Il Duca di Modena mantenne sempre un moderato interesse in campo caseario, sempre inferiore però al suo congiunto parmigiano. Nella prima metà del ‘600 negli stati estensi erano segnalate 4 “castalderie” ducali con caseificio.
I monasteri dal canto loro, erano ormai in fase di decadenza economica, ma essi tuttavia cercavano tuttavia di curare la funzionalità delle proprie aziende casearie. In questi anni assistiamo all’entrata sulla scena di un nuovo potente ordine religioso: i Gesuiti.
A costoro era affidata l’istruzione della prole delle élites dei ducati ed essi, grazie ad una preparazione culturale di prim’ordine introdussero importanti novità. Essi avevano una vaccheria a Noceto, una a Busseto e poi ne apersero una terza, più piccola vicino a Felino. Annualmente il bilancio delle loro aziende agricole era regolarmente commentato. L’amministratore faceva delle regolari “visite di governo” alle aziende ed i fattori, durante l’anno, gli facevano rapporti periodici.
Le dimensioni variarono in funzione della disponibilità del latte e della tecnologia produttiva.
Nel Settecento essi introdussero dei “libri de le vache” per effettuare dei controlli di produttività delle singole bovine il cui latte era pesato dopo ogni munta. Altro accorgimento d’avanguardia fu quello del raffreddamento del magazzino. Essi si erano accorti che il formaggio che tendeva a gonfiare, peggiorava sensibilmente nei mesi caldi, così sotto ad un salatoio di un caseificio fecero scavare un magazzino sotterraneo per mettervi le forme “tareggiate” di modo che stessero al fresco e gonfiassero di meno.
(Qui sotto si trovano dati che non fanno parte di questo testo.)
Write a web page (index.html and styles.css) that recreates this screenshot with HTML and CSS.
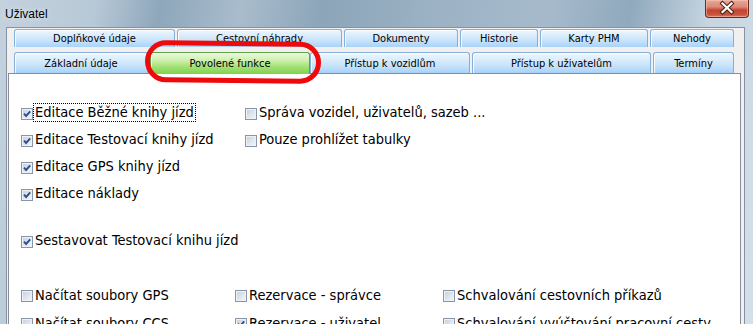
FILE: index.html
```html
<!DOCTYPE html>
<html lang="cs">
<head>
    <meta charset="UTF-8">
    <meta name="viewport" content="width=device-width, initial-scale=1.0">
    <title>Uživatel</title>
    <link rel="stylesheet" href="styles.css">
</head>
<body>
    <div class="window">
        <div class="titlebar">
            <span class="title">Uživatel</span>
            <div class="close">
                <svg width="44" height="18" viewBox="0 0 44 18">
                    <path d="M17.5 4.5 L26.5 13 M26.5 4.5 L17.5 13" stroke="#4b1f18" stroke-width="4.2" stroke-linecap="square" fill="none"/>
                    <path d="M17.5 4.5 L26.5 13 M26.5 4.5 L17.5 13" stroke="#ffffff" stroke-width="2.2" stroke-linecap="square" fill="none"/>
                </svg>
            </div>
        </div>

        <div class="client">
            <div class="tabs">
                <div class="tab-row row-back">
                    <div class="tab">Doplňkové údaje</div>
                    <div class="tab">Cestovní náhrady</div>
                    <div class="tab">Dokumenty</div>
                    <div class="tab">Historie</div>
                    <div class="tab">Karty PHM</div>
                    <div class="tab">Nehody</div>
                </div>
                <div class="tab-row row-front">
                    <div class="tab">Základní údaje</div>
                    <div class="tab active">Povolené funkce</div>
                    <div class="tab">Přístup k vozidlům</div>
                    <div class="tab">Přístup k uživatelům</div>
                    <div class="tab">Termíny</div>
                </div>
            </div>

            <div class="panel">
                <div class="group group-top">
                    <div class="col">
                        <div class="item">
                            <span class="cb on"><svg width="12" height="12" viewBox="0 0 12 12"><path d="M3 5.6 L5.1 8 L9.2 3.4" stroke="#2d4f8e" stroke-width="1.9" fill="none"/></svg></span>
                            <span class="lbl focus">Editace Běžné knihy jízd</span>
                        </div>
                        <div class="item">
                            <span class="cb on"><svg width="12" height="12" viewBox="0 0 12 12"><path d="M3 5.6 L5.1 8 L9.2 3.4" stroke="#2d4f8e" stroke-width="1.9" fill="none"/></svg></span>
                            <span class="lbl">Editace Testovací knihy jízd</span>
                        </div>
                        <div class="item">
                            <span class="cb on"><svg width="12" height="12" viewBox="0 0 12 12"><path d="M3 5.6 L5.1 8 L9.2 3.4" stroke="#2d4f8e" stroke-width="1.9" fill="none"/></svg></span>
                            <span class="lbl">Editace GPS knihy jízd</span>
                        </div>
                        <div class="item">
                            <span class="cb on"><svg width="12" height="12" viewBox="0 0 12 12"><path d="M3 5.6 L5.1 8 L9.2 3.4" stroke="#2d4f8e" stroke-width="1.9" fill="none"/></svg></span>
                            <span class="lbl">Editace náklady</span>
                        </div>
                    </div>
                    <div class="col">
                        <div class="item">
                            <span class="cb"></span>
                            <span class="lbl">Správa vozidel, uživatelů, sazeb ...</span>
                        </div>
                        <div class="item">
                            <span class="cb"></span>
                            <span class="lbl">Pouze prohlížet tabulky</span>
                        </div>
                    </div>
                </div>

                <div class="item single">
                    <span class="cb on"><svg width="12" height="12" viewBox="0 0 12 12"><path d="M3 5.6 L5.1 8 L9.2 3.4" stroke="#2d4f8e" stroke-width="1.9" fill="none"/></svg></span>
                    <span class="lbl">Sestavovat Testovací knihu jízd</span>
                </div>

                <div class="group group-bottom">
                    <div class="item">
                        <span class="cb"></span>
                        <span class="lbl">Načítat soubory GPS</span>
                    </div>
                    <div class="item">
                        <span class="cb"></span>
                        <span class="lbl">Rezervace - správce</span>
                    </div>
                    <div class="item">
                        <span class="cb"></span>
                        <span class="lbl">Schvalování cestovních příkazů</span>
                    </div>
                    <div class="item">
                        <span class="cb"></span>
                        <span class="lbl">Načítat soubory CCS</span>
                    </div>
                    <div class="item">
                        <span class="cb on"><svg width="12" height="12" viewBox="0 0 12 12"><path d="M3 5.6 L5.1 8 L9.2 3.4" stroke="#2d4f8e" stroke-width="1.9" fill="none"/></svg></span>
                        <span class="lbl">Rezervace - uživatel</span>
                    </div>
                    <div class="item">
                        <span class="cb"></span>
                        <span class="lbl">Schvalování vyúčtování pracovní cesty</span>
                    </div>
                </div>
            </div>
        </div>

        <!-- red marker drawn over the selected tab -->
        <svg class="marker" width="182" height="48" viewBox="0 0 182 48">
            <rect x="4.5" y="4.5" width="171" height="37" rx="18.5" ry="18.5" fill="none" stroke="#ee0a0a" stroke-width="5"/>
        </svg>
    </div>
</body>
</html>
```

FILE: styles.css
```css
html, body {
    margin: 0;
    padding: 0;
}
body {
    width: 753px;
    height: 324px;
    overflow: hidden;
    font-family: "DejaVu Sans Condensed", "Liberation Sans", sans-serif;
    font-stretch: condensed;
    color: #000;
}
.window {
    position: relative;
    width: 753px;
    height: 324px;
    background: linear-gradient(100deg, #c4d2de 0%, #b7c8d6 12%, #8ea7bb 20%, #a9bccc 30%, #8ca5b9 40%, #9db3c5 55%, #a6bacb 68%, #90a9bd 78%, #c6d5e1 88%, #d3e0ea 100%);
}

/* title bar */
.titlebar {
    height: 27px;
    display: flex;
    align-items: center;
    justify-content: space-between;
}
.title {
    margin-left: 5px;
    font-family: "Liberation Sans", sans-serif;
    font-stretch: normal;
    font-size: 12px;
    text-shadow: 0 0 6px rgba(255, 255, 255, 0.8);
    margin-top: 1px;
}
.close {
    align-self: flex-start;
    width: 44px;
    height: 18px;
    margin-right: 4px;
    box-sizing: border-box;
    border: 1px solid #6a2a20;
    border-top: none;
    border-radius: 0 0 4px 4px;
    background: linear-gradient(#e9a797 0%, #dc8a78 40%, #c4442f 60%, #c9533c 85%, #d9775d 100%);
    box-shadow: inset 0 0 0 1px rgba(255, 210, 200, 0.45);
}
.close svg {
    display: block;
    margin: -1px 0 0 -1px;
}

/* client area */
.client {
    height: 297px;
    margin: 0 8px 0 6px;
    box-sizing: border-box;
    border: 1px solid #8393a4;
    border-bottom: none;
    background: #f0f0f0;
    padding-top: 1px;
    display: flex;
    flex-direction: column;
}

/* tabs */
.tabs {
    padding-left: 7px;
}
.tab-row {
    display: grid;
    column-gap: 2px;
}
.row-back {
    grid-template-columns: 161px 165px 114px 78px 108px 84px;
    height: 18px;
    margin-bottom: 5px;
}
.row-front {
    grid-template-columns: 134px 158px 160px 179px 81px;
    height: 22px;
    margin-bottom: -1px;
    position: relative;
    z-index: 1;
}
.tab {
    box-sizing: border-box;
    border: 1px solid #86afd9;
    border-bottom: none;
    border-radius: 3px 3px 0 0;
    background: linear-gradient(#eef6fe 0%, #d9ecfc 35%, #c6e2fa 65%, #a9d2f7 100%);
    box-shadow: inset 1px 1px 0 rgba(255, 255, 255, 0.8);
    font-size: 11px;
    display: flex;
    align-items: center;
    justify-content: center;
    white-space: nowrap;
}
.row-front .tab {
    height: 21px;
}
.tab.active {
    height: 22px;
    margin-right: -2px;
    border-color: #5ea446;
    background: linear-gradient(#ebf9df 0%, #cdf0ad 35%, #a3e177 65%, #80d24d 100%);
    box-shadow: inset 1px 1px 0 rgba(255, 255, 255, 0.7);
    position: relative;
    z-index: 2;
}

/* panel */
.panel {
    flex: 1;
    margin: 0 3px 0 1px;
    border: 1px solid #898c95;
    border-bottom: none;
    background: #fff;
    padding: 25px 0 0 12px;
}
.group-top {
    display: grid;
    grid-template-columns: 224px auto;
}
.group-bottom {
    display: grid;
    grid-template-columns: 214px 208px auto;
    grid-auto-rows: 28px;
    margin-top: 27px;
}
.item {
    display: flex;
    align-items: center;
    height: 27px;
    font-size: 14.5px;
    white-space: nowrap;
}
.group-bottom .item {
    height: 28px;
}
.single {
    margin-top: 20px;
}
.cb {
    flex: none;
    width: 12px;
    height: 12px;
    box-sizing: border-box;
    border: 1px solid #8796a8;
    background: linear-gradient(135deg, #c3cdd9 0%, #dde4ec 50%, #f6f8fa 100%);
    box-shadow: inset 0 0 0 1px #eef2f6;
    margin-top: 2px;
}
.cb svg {
    display: block;
    margin: -1px;
}
.lbl {
    line-height: 17px;
    padding: 0 1px;
    border: 1px dotted transparent;
}
.lbl.focus {
    border-color: #000;
}

.marker {
    position: absolute;
    left: 143px;
    top: 39px;
    transform: rotate(0.6deg);
    z-index: 5;
}
```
I Gesuiti però nel Settecento non erano più in auge e nel 1768 vennero perfino espulsi dal Ducato di Parma su pressioni della Corte francese. In campagna pertanto dei loro esperimenti tecnici non se ne parlò più, privando la produzione casearia locale dell’apporto più scientificamente qualificato allora presente.
Nella prima metà del settecento la vita nei ducati di Parma e di Modena era divenuta dura, vi era una guerra dopo l’altra e a sopportare il peso delle requisizioni militari erano le campagne.
Un cronista nel 1734 scrisse: Un’armata guarda l’altra: ma tutte e due le armate (austriaca e francese) fanno piangere lo stato di Parma, di Reggio e di Modena.
Oltre al Parmigiano sono presenti le ricotte e i “rebioli” di pecora sia al naturale che sott’olio.
Il problema principale per la produzione del latte, era che le vacche erano in diretta competizione con i cavalli degli eserciti belligeranti per i preziosi foraggi. Ricordiamo che in certi periodi arrivarono ad essere presenti migliaia di cavalli in spazi ristretti, e i pascoli vicini ai caseifici erano proprio i più ambiti dai reparti di cavalleria.
Al flagello della guerra vi fu poi quello delle epizoozie che furono frequenti durante tutto il secolo.
(Archivio di Stato di Parma)
La situazione generale dell’economia agricola era dunque non buona ed il Ducato di Modena, chiaramente nell’orbita illuminista di stampo asburgico, tentò di modernizzare le campagne assumendo un atteggiamento anticlericale cioè espropriando i terreni affidati ai conventi o monasteri vari dei quali vennero soppressi. Le terre resesi così disponibili erano state vendute alla allora emergente borghesia che si era lanciata nelle produzione agricola con spirito imprenditoriale.
L’economia agricola del reggiano e del modenese divenne così più competitiva, ma a farne le spese furono i contadini, specie i braccianti agricoli che si videro sfruttati con una intensità prima sconosciuta. Da qui il detto, attribuito ad uno sconosciuto contadino lodatore del bel tempo andato: “Sotto il pastorale si stava meglio”.
Nel Ducato di Parma invece il mite Duca Don Ferdinando aveva cercato di disturbare il clero il meno possibile e le campagne restarono socialmente più tranquille, ma economicamente meno competitive. La quantità e la qualità del formaggio Parmigiano prodotto a fine secolo erano in calo, mentre il Reggiano, al contrario “teneva” più che bene.
Con l’avvento del regime napoleonico e la perdita per Parma degli ultimi fertili territori di oltre Enza la crisi del formaggio Parmigiano fu cosa dichiarata, come appare dai carteggi lasciati dall’amministratore francese di Parma: Moreau de St. Méry.